Topology in a one-dimensional plasmonic crystal

TL;DR

This paper investigates the topological properties of plasmonic bands in a graphene-metallic grating crystal, deriving models to identify topological phases and proposing experimental observation methods.

Contribution

It introduces a tight-binding model for plasmonic bands resembling the SSH Hamiltonian with energy-dependent hopping, enabling topological analysis.

Findings

Identification of topological and trivial phases controlled by the graphene-grating distance

Derivation of a Kronig-Penney type equation for plasmonic bands

Proposal of a scattering experiment to observe topological states

Abstract

In this paper we study the topology of the bands of a plasmonic crystal composed of graphene and of a metallic grating. Firstly, we derive a Kronig-Penney type of equation for the plasmonic bands as function of the Bloch wavevector and discuss the propagation of the surface plasmon polaritons on the polaritonic crystal using a transfer-matrix approach considering a finite relaxation time. Second, we reformulate the problem as a tight-binding model that resembles the Su-Schrieffer-Heeger (SSH) Hamiltonian, one difference being that the hopping amplitudes are, in this case, energy dependent. In possession of the tight-binding equations it is a simple task to determine the topology (value of the winding number) of the bands.
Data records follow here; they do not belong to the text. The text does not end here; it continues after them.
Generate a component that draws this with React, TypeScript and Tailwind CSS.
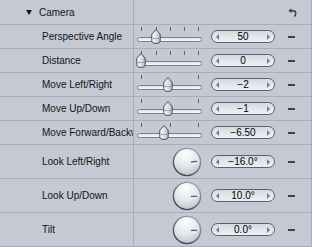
import type { ReactNode } from "react";

type SliderRow = { label: string; value: string; thumb: number; ticks: number[] };

// thumb / tick positions are measured from the left of the track (px)
const sliderRows: SliderRow[] = [
  { label: "Perspective Angle", value: "50", thumb: 18.5, ticks: [4, 18.5, 33, 47, 61] },
  { label: "Distance", value: "0", thumb: 4, ticks: [4, 18.5, 33, 47, 61] },
  { label: "Move Left/Right", value: "\u22122", thumb: 31, ticks: [4, 61] },
  { label: "Move Up/Down", value: "\u22121", thumb: 31, ticks: [4, 61] },
  { label: "Move Forward/Backward", value: "\u22126.50", thumb: 27, ticks: [4, 33, 61] },
];

const dialRows = [
  { label: "Look Left/Right", value: "\u221216.0\u00b0", angle: -6 },
  { label: "Look Up/Down", value: "10.0\u00b0", angle: 0 },
  { label: "Tilt", value: "0.0\u00b0", angle: 0 },
];

function Thumb() {
  return (
    <svg width="10" height="15" viewBox="0 0 10 15">
      <defs>
        <linearGradient id="thumbFill" x1="0" y1="0" x2="1" y2="0">
          <stop offset="0" stopColor="#fbfbfc" />
          <stop offset="0.6" stopColor="#d9dce1" />
          <stop offset="1" stopColor="#a9aeb7" />
        </linearGradient>
      </defs>
      <path
        d="M5 0.6 L9.2 5.2 V11.8 Q9.2 14.4 5 14.4 Q0.8 14.4 0.8 11.8 V5.2 Z"
        fill="url(#thumbFill)"
        stroke="#4a4f59"
        strokeWidth="1"
      />
      <path d="M1.5 9.5 H8.5" stroke="#9ca1aa" strokeWidth="1" />
    </svg>
  );
}

function Slider({ thumb, ticks }: { thumb: number; ticks: number[] }) {
  return (
    <div className="relative h-[23px] w-[65px]">
      {ticks.map((t) => (
        <div
          key={t}
          className="absolute top-[2px] h-[4px] w-[1px] bg-[#5d626c]"
          style={{ left: t }}
        />
      ))}
      <div className="absolute left-0 right-0 top-[12px] h-[5px] rounded-full border border-[#7b808a] bg-gradient-to-b from-[#dfe2e7] to-[#fafbfc]" />
      <div className="absolute top-[4px]" style={{ left: thumb - 5 }}>
        <Thumb />
      </div>
    </div>
  );
}

function Dial({ angle }: { angle: number }) {
  return (
    <svg width="30" height="30" viewBox="0 0 30 30">
      <defs>
        <radialGradient id="dialFill" cx="0.45" cy="0.2" r="0.85">
          <stop offset="0" stopColor="#fdfdfe" />
          <stop offset="0.55" stopColor="#e3e6eb" />
          <stop offset="1" stopColor="#b8bdc6" />
        </radialGradient>
        <linearGradient id="dialRing" x1="0.8" y1="0" x2="0.2" y2="1">
          <stop offset="0" stopColor="#a3a8b2" />
          <stop offset="1" stopColor="#383d46" />
        </linearGradient>
      </defs>
      <circle cx="15" cy="15" r="13.6" fill="url(#dialFill)" stroke="url(#dialRing)" strokeWidth="1.4" />
      <g transform={`rotate(${angle} 15 15)`}>
        <path d="M19.5 15.5 H24.5" stroke="#5a5f69" strokeWidth="1.4" strokeLinecap="round" />
        <path d="M19.5 17 H24.5" stroke="#ffffff" strokeWidth="1" strokeLinecap="round" />
      </g>
    </svg>
  );
}

function ValueField({ value }: { value: string }) {
  return (
    <div className="flex h-[13px] w-[64px] items-center justify-between rounded-full border border-[#5b606a] bg-gradient-to-b from-[#d6dae1] to-[#eef0f4] px-[4px]">
      <span className="h-0 w-0 border-y-[3px] border-r-[3px] border-y-transparent border-r-[#767b85]" />
      <span className="text-[10px] leading-none text-black">{value}</span>
      <span className="h-0 w-0 border-y-[3px] border-l-[3px] border-y-transparent border-l-[#767b85]" />
    </div>
  );
}

function Row({ label, height, children }: { label: string; height: string; children: ReactNode }) {
  return (
    <div className={`flex border-b border-[#a7adba] ${height}`}>
      <div className="flex w-[134px] shrink-0 items-center overflow-hidden whitespace-nowrap border-r border-[#a7adba] pl-[42px] text-[10px] text-[#141414]">
        {label}
      </div>
      <div className="flex flex-1 items-center border-r border-[#a7adba] pl-[3px]">{children}</div>
    </div>
  );
}

export default function App() {
  return (
    <div
      className="h-[247px] w-[312px] overflow-hidden bg-[#c4c9d3]"
      style={{ fontFamily: '"Liberation Sans", Arial, sans-serif' }}
    >
      <div className="flex h-[25px] border-b border-[#a7adba]">
        <div className="flex w-[134px] shrink-0 items-center border-r border-[#a7adba] pl-[26px] text-[10px] text-[#141414]">
          <span className="mr-[7px] h-0 w-0 border-x-[3px] border-t-[5px] border-x-transparent border-t-[#1a1a1a]" />
          Camera
        </div>
        <div className="flex flex-1 items-center justify-end border-r border-[#a7adba] pr-[14px]">
          <svg width="9" height="9" viewBox="0 0 9 9">
            <path d="M0.5 2.8 L3.4 0.3 V5.3 Z" fill="#3c4049" />
            <path d="M3 2.8 H5 Q7.8 2.8 7.8 5.4 Q7.8 7.4 6.2 8.4" fill="none" stroke="#3c4049" strokeWidth="1.4" />
          </svg>
        </div>
      </div>

      {sliderRows.map((r) => (
        <Row key={r.label} label={r.label} height="h-[24px]">
          <Slider thumb={r.thumb} ticks={r.ticks} />
          <div className="ml-[9px]">
            <ValueField value={r.value} />
          </div>
          <div className="ml-[13px] h-[2px] w-[7px] bg-[#3f434b]" />
        </Row>
      ))}

      {dialRows.map((r) => (
        <Row key={r.label} label={r.label} height="h-[34px]">
          <div className="flex w-[65px] justify-end pr-[0px]">
            <Dial angle={r.angle} />
          </div>
          <div className="ml-[9px]">
            <ValueField value={r.value} />
          </div>
          <div className="ml-[13px] h-[2px] w-[7px] bg-[#3f434b]" />
        </Row>
      ))}
    </div>
  );
}
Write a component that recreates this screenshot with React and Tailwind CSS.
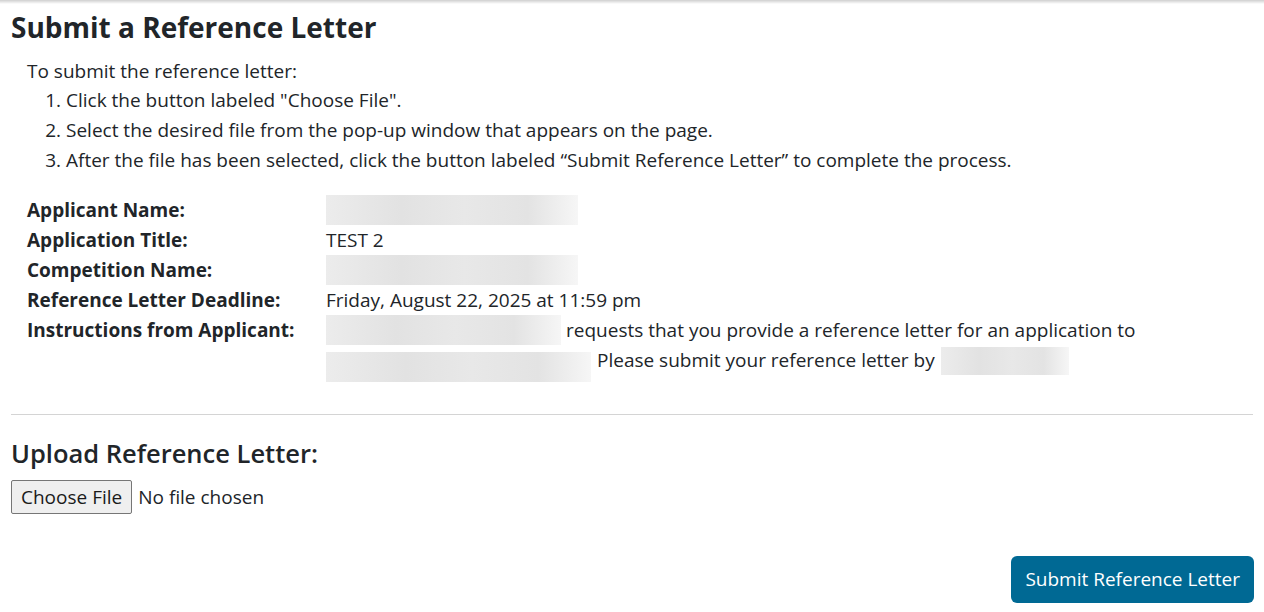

This allows to determine the existense or absence of topological end modes in the system. Similarly to the SSH model, we show that there is a tunable parameter that induces topological phase transitions from trivial to non-trivial. In our case, it is the distance d between the graphene sheet and the metallic grating. We note that d is a parameter that can be easily tuned experimentally simply by controlling the thickness of the spacer between the grating and the graphene sheet. It is then experimentally feasible to engineer devices with the required topological properties. Finally, we suggest a scattering experiment allowing the observation of the topological states.